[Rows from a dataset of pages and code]
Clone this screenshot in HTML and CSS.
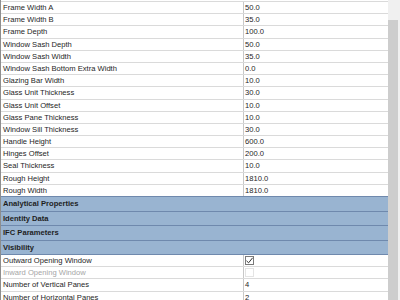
FILE: index.html
```html
<!DOCTYPE html>
<html lang="en">
<head>
    <meta charset="UTF-8">
    <title>Type Properties</title>
    <link rel="stylesheet" href="styles.css">
</head>
<body>

    <div class="panel">
        <div class="grid">
            <div class="row"><span class="name">Frame Width A</span><span class="value">50.0</span></div>
            <div class="row"><span class="name">Frame Width B</span><span class="value">35.0</span></div>
            <div class="row"><span class="name">Frame Depth</span><span class="value">100.0</span></div>
            <div class="row"><span class="name">Window Sash Depth</span><span class="value">50.0</span></div>
            <div class="row"><span class="name">Window Sash Width</span><span class="value">35.0</span></div>
            <div class="row"><span class="name">Window Sash Bottom Extra Width</span><span class="value">0.0</span></div>
            <div class="row"><span class="name">Glazing Bar Width</span><span class="value">10.0</span></div>
            <div class="row"><span class="name">Glass Unit Thickness</span><span class="value">30.0</span></div>
            <div class="row"><span class="name">Glass Unit Offset</span><span class="value">10.0</span></div>
            <div class="row"><span class="name">Glass Pane Thickness</span><span class="value">10.0</span></div>
            <div class="row"><span class="name">Window Sill Thickness</span><span class="value">30.0</span></div>
            <div class="row"><span class="name">Handle Height</span><span class="value">600.0</span></div>
            <div class="row"><span class="name">Hinges Offset</span><span class="value">200.0</span></div>
            <div class="row"><span class="name">Seal Thickness</span><span class="value">10.0</span></div>
            <div class="row"><span class="name">Rough Height</span><span class="value">1810.0</span></div>
            <div class="row"><span class="name">Rough Width</span><span class="value">1810.0</span></div>

            <div class="group">Analytical Properties</div>
            <div class="group">Identity Data</div>
            <div class="group">IFC Parameters</div>
            <div class="group">Visibility</div>

            <div class="row">
                <span class="name">Outward Opening Window</span>
                <span class="value"><span class="check checked">
                    <svg width="9" height="9" viewBox="0 0 9 9"><path d="M1.5 4.8 L3.6 6.8 L7.6 1.8" fill="none" stroke="#333" stroke-width="1"/></svg>
                </span></span>
            </div>
            <div class="row disabled">
                <span class="name">Inward Opening Window</span>
                <span class="value"><span class="check"></span></span>
            </div>
            <div class="row"><span class="name">Number of Vertical Panes</span><span class="value">4</span></div>
            <div class="row"><span class="name">Number of Horizontal Panes</span><span class="value">2</span></div>
        </div>

        <div class="scrollbar">
            <div class="thumb"></div>
        </div>
    </div>

</body>
</html>
```

FILE: styles.css
```css
body {
    margin: 0;
    background: #ffffff;
    font-family: "Liberation Sans", Arial, sans-serif;
    font-size: 7.6px;
    color: #1e1e1e;
}
.panel {
    display: flex;
    height: 300px;
    overflow: hidden;
}
.grid {
    flex: 1;
    padding-top: 1px;
    border-left: 1px solid #8e8e8e;
}
.row {
    display: grid;
    grid-template-columns: 242px 1fr;
    height: 12.2px;
    box-sizing: border-box;
    border-top: 1px solid #dadada;
    line-height: 11px;
}
.name {
    padding-left: 2px;
    white-space: nowrap;
}
.value {
    border-left: 1px solid #c8c8c8;
    padding-left: 1px;
}
.group {
    height: 14.5px;
    box-sizing: border-box;
    background-color: #99b4d1;
    border-top: 1px solid #6f89ad;
    padding-left: 2px;
    line-height: 13.5px;
    font-weight: bold;
}
.group + .row {
    border-top-color: #6f89ad;
}
.disabled .name {
    color: #a6a6a6;
}
.check {
    display: inline-block;
    width: 9px;
    height: 9px;
    margin-top: 1px;
    box-sizing: border-box;
    border: 1px solid #e4e4e4;
    vertical-align: top;
}
.check.checked {
    border-color: #7a7a7a;
}
.check svg {
    display: block;
    margin: -1px;
}
.scrollbar {
    width: 12px;
    background-color: #f0f0f0;
    padding-top: 20px;
    box-sizing: border-box;
}
.thumb {
    width: 10px;
    height: 300px;
    background-color: #cdcdcd;
}
```
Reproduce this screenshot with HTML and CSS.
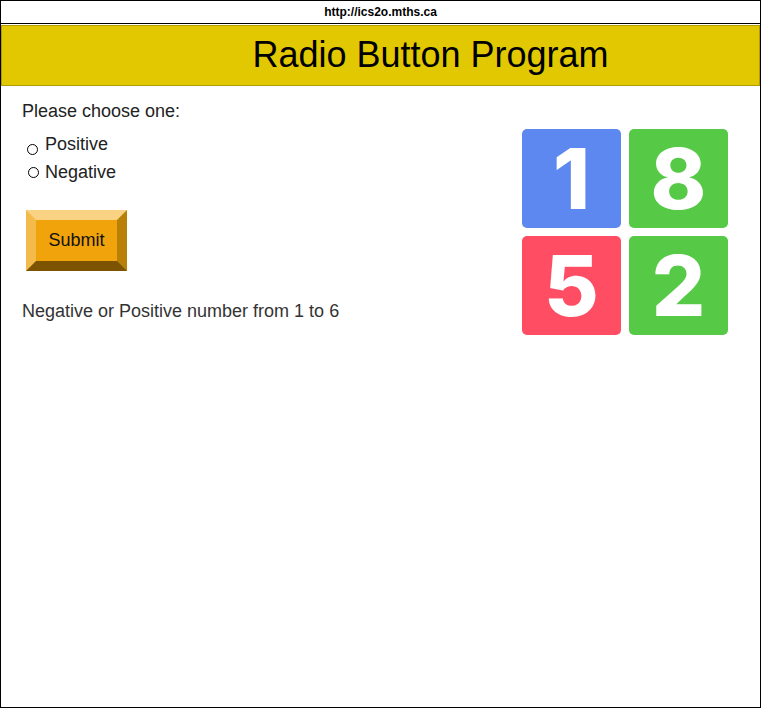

* [WHAT YOU NEED TO DO]
Write out the whole listing exactly, and drop the pictures.

* [OUTPUT OF THE TASK]
Clone this screenshot in HTML and CSS.
FILE: index.html
```html
<!DOCTYPE html>
<html lang="en">
<head>
    <meta charset="UTF-8">
    <title>Type Properties</title>
    <link rel="stylesheet" href="styles.css">
</head>
<body>

    <div class="panel">
        <div class="grid">
            <div class="row"><span class="name">Frame Width A</span><span class="value">50.0</span></div>
            <div class="row"><span class="name">Frame Width B</span><span class="value">35.0</span></div>
            <div class="row"><span class="name">Frame Depth</span><span class="value">100.0</span></div>
            <div class="row"><span class="name">Window Sash Depth</span><span class="value">50.0</span></div>
            <div class="row"><span class="name">Window Sash Width</span><span class="value">35.0</span></div>
            <div class="row"><span class="name">Window Sash Bottom Extra Width</span><span class="value">0.0</span></div>
            <div class="row"><span class="name">Glazing Bar Width</span><span class="value">10.0</span></div>
            <div class="row"><span class="name">Glass Unit Thickness</span><span class="value">30.0</span></div>
            <div class="row"><span class="name">Glass Unit Offset</span><span class="value">10.0</span></div>
            <div class="row"><span class="name">Glass Pane Thickness</span><span class="value">10.0</span></div>
            <div class="row"><span class="name">Window Sill Thickness</span><span class="value">30.0</span></div>
            <div class="row"><span class="name">Handle Height</span><span class="value">600.0</span></div>
            <div class="row"><span class="name">Hinges Offset</span><span class="value">200.0</span></div>
            <div class="row"><span class="name">Seal Thickness</span><span class="value">10.0</span></div>
            <div class="row"><span class="name">Rough Height</span><span class="value">1810.0</span></div>
            <div class="row"><span class="name">Rough Width</span><span class="value">1810.0</span></div>

            <div class="group">Analytical Properties</div>
            <div class="group">Identity Data</div>
            <div class="group">IFC Parameters</div>
            <div class="group">Visibility</div>

            <div class="row">
                <span class="name">Outward Opening Window</span>
                <span class="value"><span class="check checked">
                    <svg width="9" height="9" viewBox="0 0 9 9"><path d="M1.5 4.8 L3.6 6.8 L7.6 1.8" fill="none" stroke="#333" stroke-width="1"/></svg>
                </span></span>
            </div>
            <div class="row disabled">
                <span class="name">Inward Opening Window</span>
                <span class="value"><span class="check"></span></span>
            </div>
            <div class="row"><span class="name">Number of Vertical Panes</span><span class="value">4</span></div>
            <div class="row"><span class="name">Number of Horizontal Panes</span><span class="value">2</span></div>
        </div>

        <div class="scrollbar">
            <div class="thumb"></div>
        </div>
    </div>

</body>
</html>
```

FILE: styles.css
```css
body {
    margin: 0;
    background: #ffffff;
    font-family: "Liberation Sans", Arial, sans-serif;
    font-size: 7.6px;
    color: #1e1e1e;
}
.panel {
    display: flex;
    height: 300px;
    overflow: hidden;
}
.grid {
    flex: 1;
    padding-top: 1px;
    border-left: 1px solid #8e8e8e;
}
.row {
    display: grid;
    grid-template-columns: 242px 1fr;
    height: 12.2px;
    box-sizing: border-box;
    border-top: 1px solid #dadada;
    line-height: 11px;
}
.name {
    padding-left: 2px;
    white-space: nowrap;
}
.value {
    border-left: 1px solid #c8c8c8;
    padding-left: 1px;
}
.group {
    height: 14.5px;
    box-sizing: border-box;
    background-color: #99b4d1;
    border-top: 1px solid #6f89ad;
    padding-left: 2px;
    line-height: 13.5px;
    font-weight: bold;
}
.group + .row {
    border-top-color: #6f89ad;
}
.disabled .name {
    color: #a6a6a6;
}
.check {
    display: inline-block;
    width: 9px;
    height: 9px;
    margin-top: 1px;
    box-sizing: border-box;
    border: 1px solid #e4e4e4;
    vertical-align: top;
}
.check.checked {
    border-color: #7a7a7a;
}
.check svg {
    display: block;
    margin: -1px;
}
.scrollbar {
    width: 12px;
    background-color: #f0f0f0;
    padding-top: 20px;
    box-sizing: border-box;
}
.thumb {
    width: 10px;
    height: 300px;
    background-color: #cdcdcd;
}
```
Reproduce this screenshot with HTML and CSS.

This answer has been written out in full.